No Brasil, o ensino do Direito é pautado primordialmente pela literatura dos Estados Unidos e da Europa. “Nós temos um foco quase que exclusivo no Norte global, na Europa e nos Estados Unidos. Nós parecemos uma bolha na América Latina”, avalia Sant’Anna. “Precisamos pluralizar os espaços e pluralizar os saberes disseminados nesses espaços [universidades]. Essas duas coisas permitem que a gente mude o próprio método jurídico”, defende Corbo.

Sobre cotas no ensino superior, a juíza federal Adriana Cruz destaca que é algo voltado “não exclusivamente para aqueles que alcançam aquela vaga, mas para todos que estão ali [nas universidades], negros e brancos”.

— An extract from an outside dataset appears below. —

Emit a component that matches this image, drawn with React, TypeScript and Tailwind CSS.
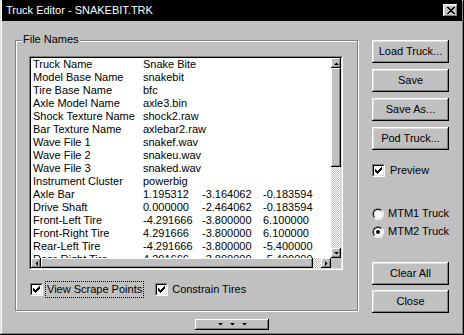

“Temos que partir de perspectivas epistemológicas diferentes, que tragam outras visões para o acadêmico de Direito e para os juristas também já formados, que estão aplicando e interpretando o Direito”, afirma Sant’Anna. “Estamos falando de um sistema de Justiça que não está aberto à diversidade, que não está aberto à pluralidade de pontos de vistas”.

A desigualdade, destaca Cruz, está presente no reconhecimento, ou falta de reconhecimento, das instituições e no modo como o Estado trata o negro. “Moradores dos Jardins, do Leblon, não são tarjados como sujeito criminoso como são tarjados as pessoas das comunidades. Isso mostra como a questão não está posta na conduta, está posta no sujeito”, diz. “Sempre que converso com jovens, procuro frisar que o Brasil não é o país da impunidade, mas sim o país da seletividade”.

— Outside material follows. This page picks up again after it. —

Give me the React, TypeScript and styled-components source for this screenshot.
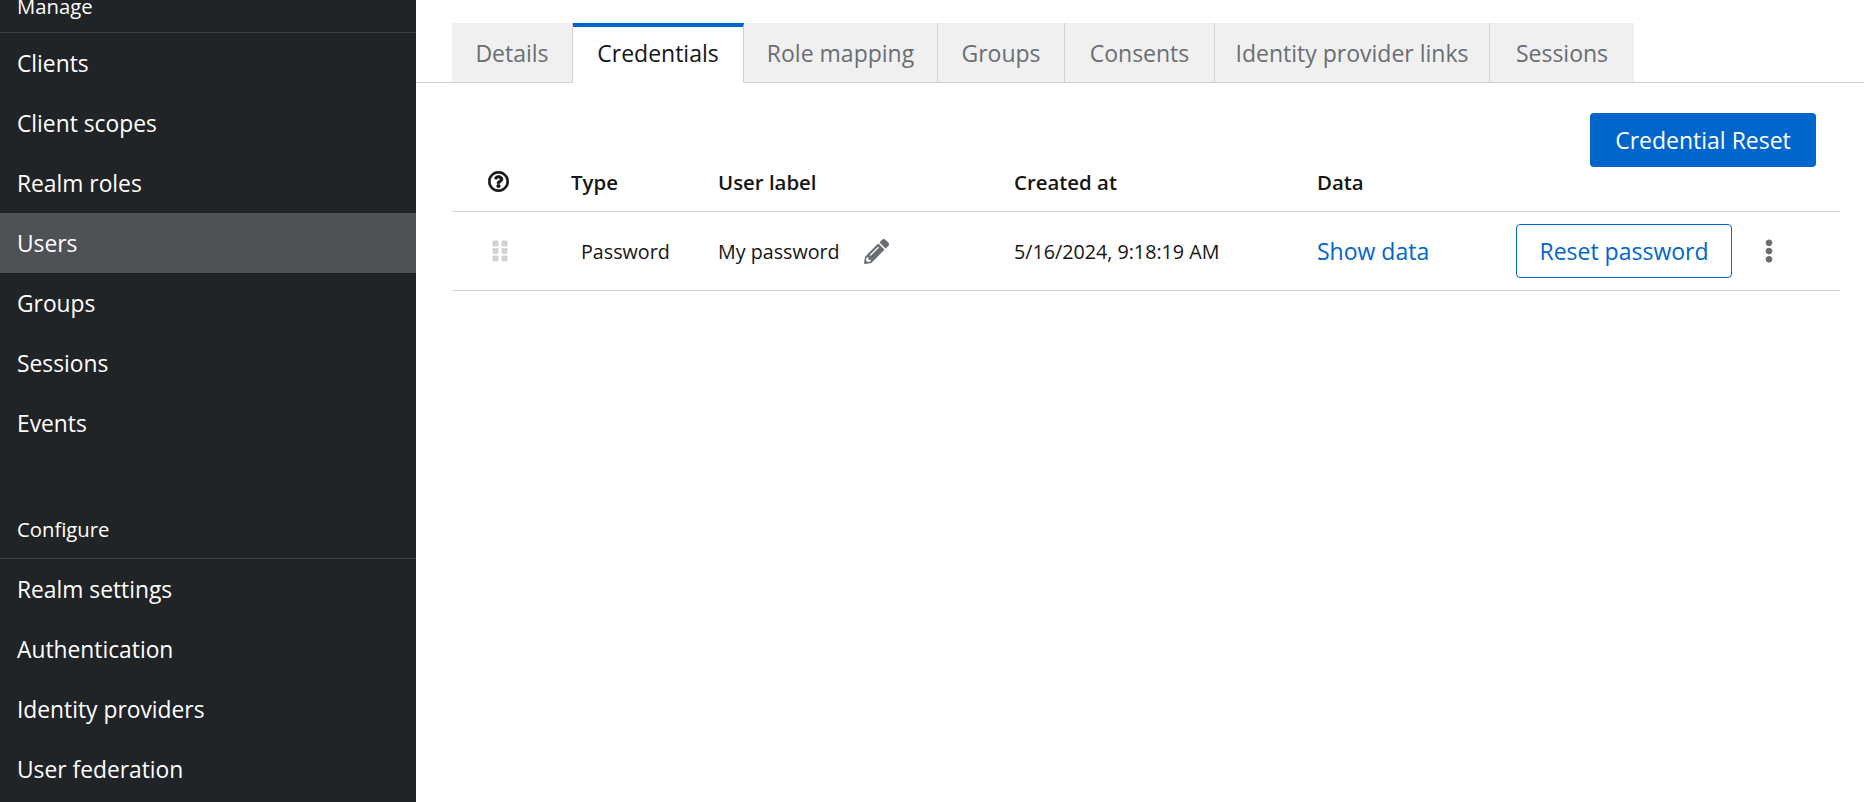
import React from 'react';
import styled, { createGlobalStyle } from 'styled-components';
import { FaEllipsisV, FaGripVertical, FaPencilAlt, FaRegQuestionCircle } from 'react-icons/fa';

const GlobalStyle = createGlobalStyle`
  html, body {
    margin: 0;
    height: 100%;
    overflow: hidden;
    background: #fff;
    font-family: "Open Sans", "Noto Sans", sans-serif;
  }
`;

const Page = styled.div`
  display: flex;
  width: 1864px;
  height: 802px;
  overflow: hidden;
`;

// Sidebar
const Sidebar = styled.nav`
  flex: 0 0 416px;
  height: 802px;
  overflow: hidden;
  background: #212427;
  color: #fff;
  font-size: 22.8px;
`;

const SectionTitle = styled.div<{ $first?: boolean }>`
  box-sizing: ${p => (p.$first ? 'content-box' : 'border-box')};
  height: ${p => (p.$first ? 32 : 58)}px;
  margin-top: ${p => (p.$first ? 0 : 48)}px;
  padding-left: 17px;
  padding-bottom: ${p => (p.$first ? 0 : 2)}px;
  display: flex;
  align-items: ${p => (p.$first ? 'flex-end' : 'center')};
  line-height: ${p => (p.$first ? 52 : 54)}px;
  border-bottom: 1px solid #3c3f42;
  font-size: 20.3px;
`;

const NavItem = styled.div<{ $active?: boolean }>`
  height: 60px;
  padding-left: 17px;
  display: flex;
  align-items: center;
  background: ${p => (p.$active ? '#4f5255' : 'transparent')};
`;

// Main area
const Main = styled.main`
  flex: 1;
  min-width: 0;
`;

const TabBar = styled.div`
  display: flex;
  height: 59px;
  margin-top: 23px;
  padding-left: 36px;
  border-bottom: 1px solid #d2d2d2;
`;

const Tab = styled.div<{ $active?: boolean; $w: number }>`
  box-sizing: border-box;
  width: ${p => p.$w}px;
  height: ${p => (p.$active ? 60 : 59)}px;
  padding-bottom: ${p => (p.$active ? 4 : 0)}px;
  display: flex;
  align-items: center;
  justify-content: center;
  font-size: 23px;
  color: ${p => (p.$active ? '#151515' : '#6a6e73')};
  background: ${p => (p.$active ? '#fff' : '#f0f0f0')};
  border-top: ${p => (p.$active ? '4px solid #0066cc' : 'none')};
  border-right: 1px solid #d2d2d2;
  &:last-child {
    border-right: none;
  }
`;

const Content = styled.div`
  padding: 0 24px 0 36px;
`;

const Toolbar = styled.div`
  display: flex;
  justify-content: flex-end;
  padding: 30px 24px 0 0;
`;

const PrimaryButton = styled.button`
  box-sizing: border-box;
  width: 226px;
  height: 54px;
  border: none;
  border-radius: 4px;
  background: #0066cc;
  color: #fff;
  font: inherit;
  font-size: 23px;
`;

const Row = styled.div<{ $head?: boolean }>`
  display: grid;
  grid-template-columns: 119px 147px 296px 303px 199px 1fr;
  align-items: center;
  height: ${p => (p.$head ? 45 : 78)}px;
  padding-bottom: ${p => (p.$head ? 14 : 0)}px;
  box-sizing: ${p => (p.$head ? 'border-box' : 'content-box')};
  border-bottom: 1px solid #d2d2d2;
  color: #151515;
  font-size: ${p => (p.$head ? 20.4 : 19.7)}px;
  font-weight: ${p => (p.$head ? 600 : 400)};
`;

const HelpCell = styled.div`
  display: flex;
  padding-left: 36px;
  font-size: 21px;
  margin-top: -1px;
  svg {
    stroke: currentColor;
    stroke-width: 18px;
  }
`;

const GripCell = styled.div`
  display: flex;
  padding-left: 36px;
  font-size: 24px;
  color: #d2d2d2;
`;

const TypeCell = styled.div`
  padding-left: 10px;
`;

const LabelCell = styled.div`
  display: flex;
  align-items: center;
  gap: 24px;
`;

const EditIcon = styled(FaPencilAlt)`
  font-size: 25px;
  color: #6a6e73;
`;

const LinkText = styled.a`
  color: #0066cc;
  font-size: 23px;
`;

const Actions = styled.div`
  display: flex;
  align-items: center;
  gap: 25px;
`;

const OutlineButton = styled.button`
  box-sizing: border-box;
  width: 216px;
  height: 54px;
  border: 1px solid #0066cc;
  border-radius: 4px;
  background: #fff;
  color: #0066cc;
  font: inherit;
  font-size: 23px;
`;

const Kebab = styled(FaEllipsisV)`
  font-size: 24px;
  color: #6a6e73;
`;

const manage = ['Clients', 'Client scopes', 'Realm roles', 'Users', 'Groups', 'Sessions', 'Events'];
const configure = ['Realm settings', 'Authentication', 'Identity providers', 'User federation'];
const tabs: [string, number][] = [
  ['Details', 121],
  ['Credentials', 171],
  ['Role mapping', 194],
  ['Groups', 127],
  ['Consents', 150],
  ['Identity provider links', 275],
  ['Sessions', 144],
];

export default function App() {
  return (
    <Page>
      <GlobalStyle />
      <Sidebar>
        <SectionTitle $first>Manage</SectionTitle>
        {manage.map(item => (
          <NavItem key={item} $active={item === 'Users'}>{item}</NavItem>
        ))}
        <SectionTitle>Configure</SectionTitle>
        {configure.map(item => (
          <NavItem key={item}>{item}</NavItem>
        ))}
      </Sidebar>
      <Main>
        <TabBar>
          {tabs.map(([name, w]) => (
            <Tab key={name} $w={w} $active={name === 'Credentials'}>{name}</Tab>
          ))}
        </TabBar>
        <Content>
          <Toolbar>
            <PrimaryButton>Credential Reset</PrimaryButton>
          </Toolbar>
          <Row $head>
            <HelpCell><FaRegQuestionCircle /></HelpCell>
            <div>Type</div>
            <div>User label</div>
            <div>Created at</div>
            <div>Data</div>
            <div />
          </Row>
          <Row>
            <GripCell><FaGripVertical /></GripCell>
            <TypeCell>Password</TypeCell>
            <LabelCell>My password <EditIcon /></LabelCell>
            <div>5/16/2024, 9:18:19 AM</div>
            <LinkText>Show data</LinkText>
            <Actions>
              <OutlineButton>Reset password</OutlineButton>
              <Kebab />
            </Actions>
          </Row>
        </Content>
      </Main>
    </Page>
  );
}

A juíza falou da mulher negra que sofreu abusos durante uma abordagem policial em São Paulo: “Eu não acho que o Direito Penal seja a resposta para tudo. Mas há um núcleo duro de condutas que precisam receber respostas do Direito. Se a conduta de pisar em uma mulher não é merecedora de respostas do Direito Penal, não sei o que pode ser”.

“O que é o George Floyd perto da realidade brasileira? A gente tem um genocídio, vários Georges por dia”, diz Wallace Corbo.

Ao tratar de reconhecimento, Adriana Cruz fez um paralelo sobre a realidade de jovens com diferentes origens. “Vejo amigas minhas de classe média reclamando que os filhos não lavam um copo. E vejo negros da periferia com um poder de realização desde cedo”, conta. “Fico me perguntando por que um mérito negro não é reconhecido pelas instituições”.

Ela também comentou o caminho até chegar à posição de juíza: “Não queremos que nosso lugar seja fundamento para justificar a exclusão daqueles que vão chegar, na linha ‘se eles chegaram está tudo certo”.

A promotora Lívia Sant’Anna explicou ainda a importância das referências. “Quando você vê um ministro negro, um juiz negro, um procurador negro, você pode almejar aquilo. Por isso a gente fala que representatividade importa”.